### Exercise details
Quote, verbatim, all material below, without pictures.

— start —

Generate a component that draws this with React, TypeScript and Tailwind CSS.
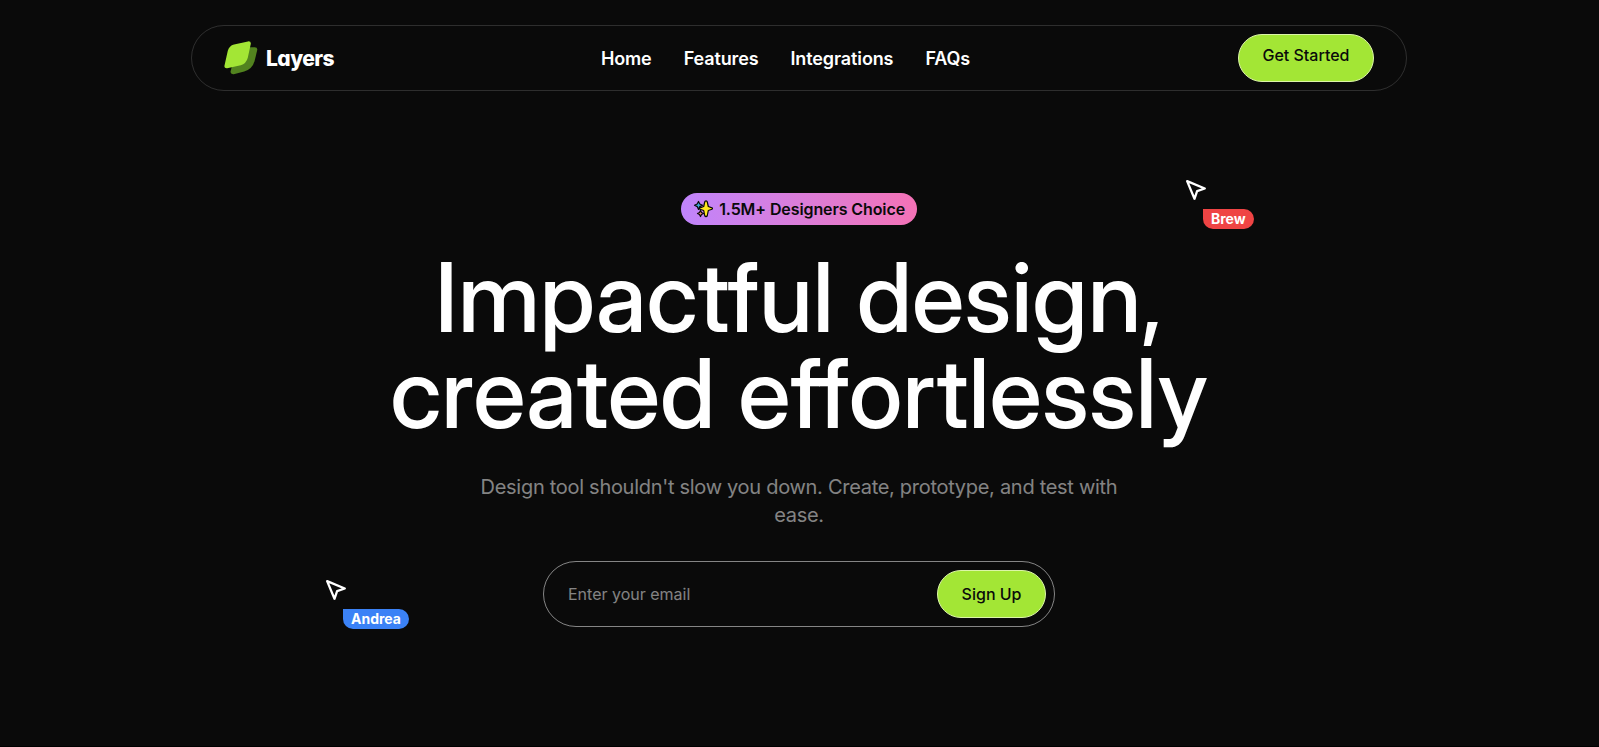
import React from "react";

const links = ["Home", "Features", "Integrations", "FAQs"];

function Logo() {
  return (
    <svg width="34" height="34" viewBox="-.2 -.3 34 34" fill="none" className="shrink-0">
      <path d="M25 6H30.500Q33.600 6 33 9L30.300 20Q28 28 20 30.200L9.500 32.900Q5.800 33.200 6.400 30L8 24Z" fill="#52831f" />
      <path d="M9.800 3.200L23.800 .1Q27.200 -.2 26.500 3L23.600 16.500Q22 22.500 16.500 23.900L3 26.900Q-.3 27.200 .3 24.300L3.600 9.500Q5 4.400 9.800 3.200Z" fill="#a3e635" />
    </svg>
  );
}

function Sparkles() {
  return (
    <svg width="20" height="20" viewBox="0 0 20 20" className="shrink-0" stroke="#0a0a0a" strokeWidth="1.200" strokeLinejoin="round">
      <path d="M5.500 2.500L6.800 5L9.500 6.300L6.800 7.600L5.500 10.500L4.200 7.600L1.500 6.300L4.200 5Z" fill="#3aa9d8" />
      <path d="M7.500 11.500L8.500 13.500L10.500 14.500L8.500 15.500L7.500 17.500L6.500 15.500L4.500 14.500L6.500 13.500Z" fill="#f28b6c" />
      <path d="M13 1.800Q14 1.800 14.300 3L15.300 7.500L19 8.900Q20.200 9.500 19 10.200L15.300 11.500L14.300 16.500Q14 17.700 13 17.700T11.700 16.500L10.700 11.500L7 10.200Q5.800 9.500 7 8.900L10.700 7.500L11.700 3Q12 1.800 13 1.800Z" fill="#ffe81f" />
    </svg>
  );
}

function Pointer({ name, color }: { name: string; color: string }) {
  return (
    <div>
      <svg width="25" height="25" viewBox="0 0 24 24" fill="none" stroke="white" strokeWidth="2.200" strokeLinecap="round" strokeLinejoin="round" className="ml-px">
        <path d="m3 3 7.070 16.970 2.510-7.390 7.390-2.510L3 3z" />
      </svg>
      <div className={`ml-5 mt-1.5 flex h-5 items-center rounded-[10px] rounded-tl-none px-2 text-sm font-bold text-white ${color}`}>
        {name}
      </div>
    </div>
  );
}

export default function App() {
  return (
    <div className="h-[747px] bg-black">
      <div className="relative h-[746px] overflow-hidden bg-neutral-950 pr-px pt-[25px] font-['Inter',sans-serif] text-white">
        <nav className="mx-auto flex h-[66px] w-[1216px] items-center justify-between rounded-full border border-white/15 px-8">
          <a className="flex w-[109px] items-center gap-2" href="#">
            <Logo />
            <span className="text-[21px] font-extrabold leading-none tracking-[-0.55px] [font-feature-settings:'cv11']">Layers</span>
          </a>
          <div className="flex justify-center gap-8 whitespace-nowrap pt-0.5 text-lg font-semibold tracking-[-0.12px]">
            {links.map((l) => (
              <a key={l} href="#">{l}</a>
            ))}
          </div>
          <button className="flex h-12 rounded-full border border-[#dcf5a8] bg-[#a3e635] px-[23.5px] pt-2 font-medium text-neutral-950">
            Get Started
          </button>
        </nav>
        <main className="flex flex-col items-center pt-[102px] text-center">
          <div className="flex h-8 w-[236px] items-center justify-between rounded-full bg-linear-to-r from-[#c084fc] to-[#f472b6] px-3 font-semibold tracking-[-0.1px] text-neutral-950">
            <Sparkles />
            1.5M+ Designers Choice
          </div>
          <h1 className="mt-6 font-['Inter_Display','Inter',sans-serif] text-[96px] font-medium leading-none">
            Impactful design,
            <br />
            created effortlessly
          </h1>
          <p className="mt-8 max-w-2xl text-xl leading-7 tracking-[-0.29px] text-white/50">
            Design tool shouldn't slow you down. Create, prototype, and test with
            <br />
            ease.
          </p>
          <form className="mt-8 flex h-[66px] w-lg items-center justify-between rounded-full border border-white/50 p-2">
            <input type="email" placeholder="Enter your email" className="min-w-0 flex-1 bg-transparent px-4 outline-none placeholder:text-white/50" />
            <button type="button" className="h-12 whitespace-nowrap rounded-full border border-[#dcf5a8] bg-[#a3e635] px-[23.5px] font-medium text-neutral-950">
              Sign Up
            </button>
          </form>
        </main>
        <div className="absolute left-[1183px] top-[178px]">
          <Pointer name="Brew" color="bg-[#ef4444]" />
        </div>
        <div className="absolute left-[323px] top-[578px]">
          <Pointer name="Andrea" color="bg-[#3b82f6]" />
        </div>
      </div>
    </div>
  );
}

— end —

### Solution to the problem
Generate a component that draws this with React, TypeScript and Tailwind CSS.
import React from "react";

const links = ["Home", "Features", "Integrations", "FAQs"];

function Logo() {
  return (
    <svg width="34" height="34" viewBox="-.2 -.3 34 34" fill="none" className="shrink-0">
      <path d="M25 6H30.500Q33.600 6 33 9L30.300 20Q28 28 20 30.200L9.500 32.900Q5.800 33.200 6.400 30L8 24Z" fill="#52831f" />
      <path d="M9.800 3.200L23.800 .1Q27.200 -.2 26.500 3L23.600 16.500Q22 22.500 16.500 23.900L3 26.900Q-.3 27.200 .3 24.300L3.600 9.500Q5 4.400 9.800 3.200Z" fill="#a3e635" />
    </svg>
  );
}

function Sparkles() {
  return (
    <svg width="20" height="20" viewBox="0 0 20 20" className="shrink-0" stroke="#0a0a0a" strokeWidth="1.200" strokeLinejoin="round">
      <path d="M5.500 2.500L6.800 5L9.500 6.300L6.800 7.600L5.500 10.500L4.200 7.600L1.500 6.300L4.200 5Z" fill="#3aa9d8" />
      <path d="M7.500 11.500L8.500 13.500L10.500 14.500L8.500 15.500L7.500 17.500L6.500 15.500L4.500 14.500L6.500 13.500Z" fill="#f28b6c" />
      <path d="M13 1.800Q14 1.800 14.300 3L15.300 7.500L19 8.900Q20.200 9.500 19 10.200L15.300 11.500L14.300 16.500Q14 17.700 13 17.700T11.700 16.500L10.700 11.500L7 10.200Q5.800 9.500 7 8.900L10.700 7.500L11.700 3Q12 1.800 13 1.800Z" fill="#ffe81f" />
    </svg>
  );
}

function Pointer({ name, color }: { name: string; color: string }) {
  return (
    <div>
      <svg width="25" height="25" viewBox="0 0 24 24" fill="none" stroke="white" strokeWidth="2.200" strokeLinecap="round" strokeLinejoin="round" className="ml-px">
        <path d="m3 3 7.070 16.970 2.510-7.390 7.390-2.510L3 3z" />
      </svg>
      <div className={`ml-5 mt-1.5 flex h-5 items-center rounded-[10px] rounded-tl-none px-2 text-sm font-bold text-white ${color}`}>
        {name}
      </div>
    </div>
  );
}

export default function App() {
  return (
    <div className="h-[747px] bg-black">
      <div className="relative h-[746px] overflow-hidden bg-neutral-950 pr-px pt-[25px] font-['Inter',sans-serif] text-white">
        <nav className="mx-auto flex h-[66px] w-[1216px] items-center justify-between rounded-full border border-white/15 px-8">
          <a className="flex w-[109px] items-center gap-2" href="#">
            <Logo />
            <span className="text-[21px] font-extrabold leading-none tracking-[-0.55px] [font-feature-settings:'cv11']">Layers</span>
          </a>
          <div className="flex justify-center gap-8 whitespace-nowrap pt-0.5 text-lg font-semibold tracking-[-0.12px]">
            {links.map((l) => (
              <a key={l} href="#">{l}</a>
            ))}
          </div>
          <button className="flex h-12 rounded-full border border-[#dcf5a8] bg-[#a3e635] px-[23.5px] pt-2 font-medium text-neutral-950">
            Get Started
          </button>
        </nav>
        <main className="flex flex-col items-center pt-[102px] text-center">
          <div className="flex h-8 w-[236px] items-center justify-between rounded-full bg-linear-to-r from-[#c084fc] to-[#f472b6] px-3 font-semibold tracking-[-0.1px] text-neutral-950">
            <Sparkles />
            1.5M+ Designers Choice
          </div>
          <h1 className="mt-6 font-['Inter_Display','Inter',sans-serif] text-[96px] font-medium leading-none">
            Impactful design,
            <br />
            created effortlessly
          </h1>
          <p className="mt-8 max-w-2xl text-xl leading-7 tracking-[-0.29px] text-white/50">
            Design tool shouldn't slow you down. Create, prototype, and test with
            <br />
            ease.
          </p>
          <form className="mt-8 flex h-[66px] w-lg items-center justify-between rounded-full border border-white/50 p-2">
            <input type="email" placeholder="Enter your email" className="min-w-0 flex-1 bg-transparent px-4 outline-none placeholder:text-white/50" />
            <button type="button" className="h-12 whitespace-nowrap rounded-full border border-[#dcf5a8] bg-[#a3e635] px-[23.5px] font-medium text-neutral-950">
              Sign Up
            </button>
          </form>
        </main>
        <div className="absolute left-[1183px] top-[178px]">
          <Pointer name="Brew" color="bg-[#ef4444]" />
        </div>
        <div className="absolute left-[323px] top-[578px]">
          <Pointer name="Andrea" color="bg-[#3b82f6]" />
        </div>
      </div>
    </div>
  );
}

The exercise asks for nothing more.